George A. Lingo | |
Birth Date: | 30 April 1901 |
Birth Place: | Anaconda, Montana |
Death Place: | Laguna Hills, California |
Nationality: | American |
Citizenship: | U.S.A. |
Known For: | Alaska pioneer |
Alma Mater: | Alaska Agricultural College and School of Mines |
Occupation: | Entrepreneur, government official, member of the Alaska Territorial Legislature, artist |
Spouse: | Dorothy Minerva (Troy) Morgan |
George Archibald Lingo (April 30, 1901 - May 21, 1976), was an American Democratic politician from the territory (later state) of Alaska, commemorated as "a pioneer Alaskan in the true sense of the word."[1]
A native of Anaconda, Montana, Lingo came to Alaska in 1918 with his parents, Mr. and Mrs. Archie Lingo. He finished high school in Seattle at Lincoln High, then entered the University of Washington.[2] After a short UW student career, in 1923 he enrolled in the Alaska Agricultural College and School of Mines. He received a degree in mining engineering in 1927.
After graduation, he worked with the Mount McKinley Tourist and Transportation Company and was active in the Mount McKinley Tourist Organization, putting the mountain on the map as a tourist attraction as early as the late 1920s. In 1932 he was elected to the Alaska Territorial Legislature from Fairbanks as a representative of the 4th district; he was 31 at the time, the youngest man ever elected to the House and the first AAC&SM graduate to hold public office. He served two terms in the Alaska Territorial House of Representatives.
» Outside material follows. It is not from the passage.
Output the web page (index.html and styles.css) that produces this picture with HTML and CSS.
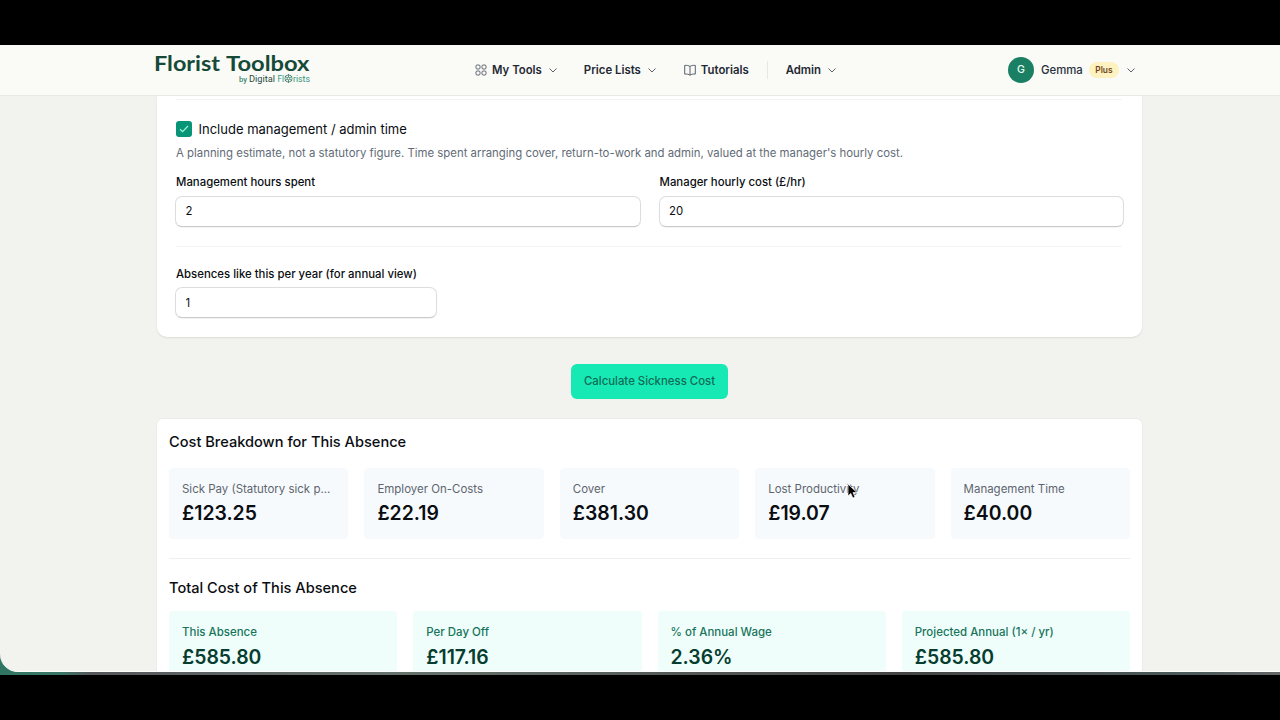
FILE: index.html
```
<!DOCTYPE html>
<html lang="en">
<head>
 <meta charset="UTF-8">
 <meta name="viewport" content="width=device-width, initial-scale=1.0">
 <title>Florist Toolbox</title>
 <link rel="stylesheet" href="styles.css">
</head>
<body>
 <div class="desktop">
 <div class="window">
 <header class="topbar">
  <svg class="logo" width="160" height="40" viewBox="0 0 160 40" role="img" aria-label="Florist Toolbox">
   <text class="logo-name" x="0" y="21.300" textLength="66" lengthAdjust="spacingAndGlyphs">Florist</text>
   <text class="logo-name" x="72" y="21.300" textLength="83.500" lengthAdjust="spacingAndGlyphs">Toolbox</text>
   <text class="logo-by" x="85" y="31.500" textLength="8" lengthAdjust="spacingAndGlyphs">by</text>
   <text class="logo-digital" x="95" y="32" textLength="26" lengthAdjust="spacingAndGlyphs">Digital</text>
   <text class="logo-florists" x="123.500" y="32" textLength="6.500" lengthAdjust="spacingAndGlyphs">Fl</text>
   <text class="logo-florists" x="139" y="32" textLength="17" lengthAdjust="spacingAndGlyphs">rists</text>
   <g class="logo-flower">
    <circle cx="134.500" cy="28.500" r="3.600"/>
    <circle cx="134.500" cy="28.500" r="1.300"/>
    <path d="M134.500 24v3.200M134.500 29.800v3.200M130.800 26.300l2.600 1.500M135.600 29.200l2.600 1.500M130.800 30.700l2.600-1.500M135.600 27.800l2.600-1.500"/>
   </g>
  </svg>
  <nav class="menu">
   <a class="menu-item tools">
    <svg class="icon" width="12" height="12" viewBox="0 0 12 12"><rect x="1" y="1" width="4" height="4" rx="1.200"/><rect x="7" y="1" width="4" height="4" rx="1.200"/><rect x="1" y="7" width="4" height="4" rx="1.200"/><rect x="7" y="7" width="4" height="4" rx="1.200"/></svg>
    <span>My Tools</span>
    <svg class="chevron" width="8" height="5" viewBox="0 0 8 5"><path d="M.5.500 4 4 7.500.500"/></svg>
   </a>
   <a class="menu-item prices">
    <span>Price Lists</span>
    <svg class="chevron" width="8" height="5" viewBox="0 0 8 5"><path d="M.5.500 4 4 7.500.500"/></svg>
   </a>
   <a class="menu-item tutorials">
    <svg class="icon" width="12" height="12" viewBox="0 0 12 12"><path d="M6 2.500C4.700 1.500 3 1.200.700 1.400v8.700C3 9.900 4.700 10.200 6 11.200c1.300-1 3-1.300 5.300-1.100V1.400C9 1.200 7.300 1.500 6 2.500zM6 2.500v8.700"/></svg>
    <span>Tutorials</span>
   </a>
   <a class="menu-item admin">
    <span>Admin</span>
    <svg class="chevron" width="8" height="5" viewBox="0 0 8 5"><path d="M.5.500 4 4 7.500.500"/></svg>
   </a>
  </nav>
  <div class="user">
   <span class="avatar">G</span>
   <span class="user-name">Gemma</span>
   <span class="plan">Plus</span>
   <svg class="chevron" width="8" height="5" viewBox="0 0 8 5"><path d="M.5.500 4 4 7.500.500"/></svg>
  </div>
 </header>

 <main class="page">
  <section class="form-card">
   <div class="admin-time">
    <label class="check">
     <span class="checkbox"><svg width="10" height="8" viewBox="0 0 10 8"><path d="M1 4.200 3.600 6.700 9 1"/></svg></span>
     <span>Include management / admin time</span>
    </label>
    <p class="hint">A planning estimate, not a statutory figure. Time spent arranging cover, return-to-work and admin, valued at the manager's hourly cost.</p>
    <div class="fields">
     <div class="field">
      <label for="hours">Management hours spent</label>
      <input type="text" id="hours" value="2">
     </div>
     <div class="field">
      <label for="rate">Manager hourly cost (£/hr)</label>
      <input type="text" id="rate" value="20">
     </div>
    </div>
   </div>
   <div class="field yearly">
    <label for="absences">Absences like this per year (for annual view)</label>
    <input type="text" id="absences" value="1">
   </div>
  </section>

  <button class="calculate">Calculate Sickness Cost</button>

  <section class="results">
   <h2>Cost Breakdown for This Absence</h2>
   <div class="costs">
    <div class="cost"><p>Sick Pay (Statutory sick p...</p><strong>£123.25</strong></div>
    <div class="cost"><p>Employer On-Costs</p><strong>£22.19</strong></div>
    <div class="cost"><p>Cover</p><strong>£381.30</strong></div>
    <div class="cost"><p>Lost Productivity</p><strong>£19.07</strong></div>
    <div class="cost"><p>Management Time</p><strong>£40.00</strong></div>
   </div>
   <h2 class="total-title">Total Cost of This Absence</h2>
   <div class="totals">
    <div class="total"><p>This Absence</p><strong>£585.80</strong></div>
    <div class="total"><p>Per Day Off</p><strong>£117.16</strong></div>
    <div class="total"><p>% of Annual Wage</p><strong>2.36%</strong></div>
    <div class="total"><p>Projected Annual (1× / yr)</p><strong>£585.80</strong></div>
   </div>
  </section>
 </main>
 </div>
 </div>
 <svg class="cursor" width="12" height="17" viewBox="0 0 12 17"><path d="M1 1v12l2.800-2.600 2 4.600 2.200-1-2-4.400h4z"/></svg>
</body>
</html>
```
FILE: styles.css
```
* {
    box-sizing: border-box;
}

body {
    margin: 0;
    height: 720px;
    padding: 45px 0;
    overflow: hidden;
    background: #000;
    color: #0a0d12;
    font-family: Inter, "Liberation Sans", sans-serif;
    font-size: 11.380px;
}

p, h2 {
    margin: 0;
}

.desktop {
    height: 630px;
    background: linear-gradient(90deg, #2f7562 0, #397765 60px, #55575b 90px, #66736d 400px, #444 900px, #4b5b5b 1200px, #666 1280px);
}

.window {
    height: 627px;
    overflow: hidden;
    background: #f2f3ef;
    border-bottom: 1px solid #fff;
    border-bottom-left-radius: 18px;
}

.topbar {
    display: flex;
    align-items: center;
    height: 51px;
    padding: 0 145px 0 154px;
    background: #fafaf7;
    border-bottom: 1px solid #e9eae6;
}

.logo {
    flex: none;
}

.logo-name {
    font-family: Lato, sans-serif;
    font-size: 21.500px;
    font-weight: 700;
    fill: #164a38;
}

.logo-by,
.logo-digital,
.logo-florists {
    font-family: Roboto, sans-serif;
    font-size: 9px;
}

.logo-by {
    font-size: 7px;
    font-weight: 500;
    fill: #3b8b74;
}

.logo-digital {
    fill: #244b40;
}

.logo-florists {
    fill: #349779;
}

.logo-flower {
    fill: none;
    stroke: #3b7d6b;
    stroke-width: .8;
}

.menu {
    display: flex;
    align-items: center;
    margin-left: 161px;
    color: #1f2933;
    font-weight: 600;
}

.menu-item {
    display: flex;
    align-items: center;
    height: 18px;
}

.icon,
.chevron {
    fill: none;
    stroke: #59616a;
    stroke-width: 1;
}

.icon {
    margin-right: 5px;
}

.menu .chevron {
    margin-left: 7px;
}

.tools {
    margin-right: 27px;
}

.prices {
    margin-right: 28px;
}

.tutorials {
    padding-right: 18px;
    border-right: 1px solid #e7e8e5;
}

.admin {
    padding-left: 18px;
}

.user {
    display: flex;
    align-items: center;
    margin-left: auto;
    color: #29313b;
    font-weight: 500;
}

.avatar {
    width: 26px;
    height: 26px;
    border-radius: 50%;
    background: #1b7f64;
    color: #e9fff6;
    line-height: 26px;
    text-align: center;
    font-size: 10.500px;
}

.user-name {
    margin-left: 7px;
}

.plan {
    margin: 0 8px 0 6px;
    padding: 0 6.500px;
    border-radius: 8px;
    background: #fdf2c0;
    color: #71451c;
    font-size: 8.300px;
    font-weight: 600;
    line-height: 16px;
}

.page {
    display: flex;
    flex-direction: column;
    align-items: center;
    width: 987px;
    margin-left: 156px;
}

.form-card {
    width: 985px;
    height: 241px;
    padding: 3px 20px 0 19px;
    background: #fff;
    border-radius: 0 0 10px 10px;
    box-shadow: 0 1px 2px #0000001a;
}

.admin-time {
    height: 148px;
    padding-top: 21px;
    border-top: 1px solid #f3f4f5;
    border-bottom: 1px solid #f3f4f5;
}

.check {
    display: flex;
    align-items: center;
    gap: 6.500px;
    height: 16px;
    font-size: 13px;
}

.checkbox {
    display: flex;
    align-items: center;
    justify-content: center;
    width: 16px;
    height: 16px;
    border-radius: 3px;
    background: #079477;
}

.checkbox path {
    fill: none;
    stroke: #a0f3d9;
    stroke-width: 1.200;
}

.hint {
    margin-top: 8px;
    color: #626b76;
    line-height: 17px;
}

.fields {
    display: grid;
    grid-template-columns: 1fr 1fr;
    gap: 18px;
    margin: 12px -2px 0 -1px;
}

.field label {
    display: block;
    margin-left: 1px;
    line-height: 17px;
    font-weight: 500;
}

.field input {
    display: block;
    width: 100%;
    height: 31px;
    margin-top: 5px;
    padding: 0 9.500px 1px;
    border: 1px solid #dcdddf;
    border-bottom-color: #c9cacd;
    border-radius: 7px;
    background: #fff;
    color: #0a0d12;
    font: inherit;
    box-shadow: 0 1px 1px #0000000d;
}

.yearly {
    width: 262px;
    margin: 19px 0 0 -1px;
}

.yearly input {
    margin-top: 4px;
    padding-bottom: 0;
}

.calculate {
    width: 157px;
    height: 35px;
    margin: 27px 0 19px;
    padding: 0 0 1px;
    border: none;
    border-radius: 6px;
    background: #16e9b4;
    color: #126b56;
    font: inherit;
    font-weight: 500;
}

.results {
    width: 987px;
    height: 300px;
    padding: 13px 12px;
    background: #fff;
    border: 1px solid #ecedea;
    border-radius: 7px 7px 0 0;
}

h2 {
    font-size: 14.600px;
    font-weight: 500;
    line-height: 20px;
}

.costs {
    display: grid;
    grid-template-columns: repeat(5, 1fr);
    gap: 16px;
    height: 107px;
    padding: 16px 0 20px;
    border-bottom: 1px solid #eeeff0;
}

.cost,
.total {
    min-width: 0;
    padding: 13px;
    border-radius: 4px;
    background: #f7fafc;
}

.cost p,
.total p {
    color: #5d6570;
    font-size: 11.480px;
    line-height: 17px;
    white-space: nowrap;
}

.cost strong,
.total strong {
    display: block;
    margin-top: 2px;
    font-size: 19.400px;
    font-weight: 600;
    line-height: 26px;
}

.total-title {
    margin-top: 19px;
}

.totals {
    display: grid;
    grid-template-columns: repeat(4, 1fr);
    gap: 16px;
    margin-top: 13px;
}

.total {
    height: 80px;
    background: #effefa;
}

.total p {
    color: #18745d;
    font-weight: 500;
}

.total strong {
    margin-top: 3px;
    color: #073d30;
}

/* mouse pointer lying over the cards */
.cursor {
    position: absolute;
    left: 847px;
    top: 483px;
    fill: #000;
    stroke: #fff;
    stroke-width: .7;
}
```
In 1934, he was appointed to the AAC&SM Board of Trustees. The following year, the Territorial Legislature, thanks in part to Lingo's efforts, changed the name of AAC&SM to the University of Alaska, and the Board of Trustees to the Board of Regents. He continued on the Board until 1943.
On May 15, 1935, he married Dorothy Minerva (Troy) Morgan, the younger daughter of then Governor John Weir Troy, in the Alaska Governor's Mansion in Juneau; they honeymooned in Mount McKinley Park. In September they moved to Anchorage, where he served as registrar and receiver in the U.S. Land Office, Third Division.
Shortly after the bombing of Pearl Harbor in 1941, Lingo enlisted in the U.S. Navy and was assigned to Naval Intelligence in Sitka. He retired from the Navy at the end of World War II in 1945 as a commander and moved back to Anchorage. He was a registered guide, worked on a tugboat in Southeastern Alaska, traveled by dogsled in interior Alaska, mined for gold all over Alaska, and built the first golf course in Anchorage.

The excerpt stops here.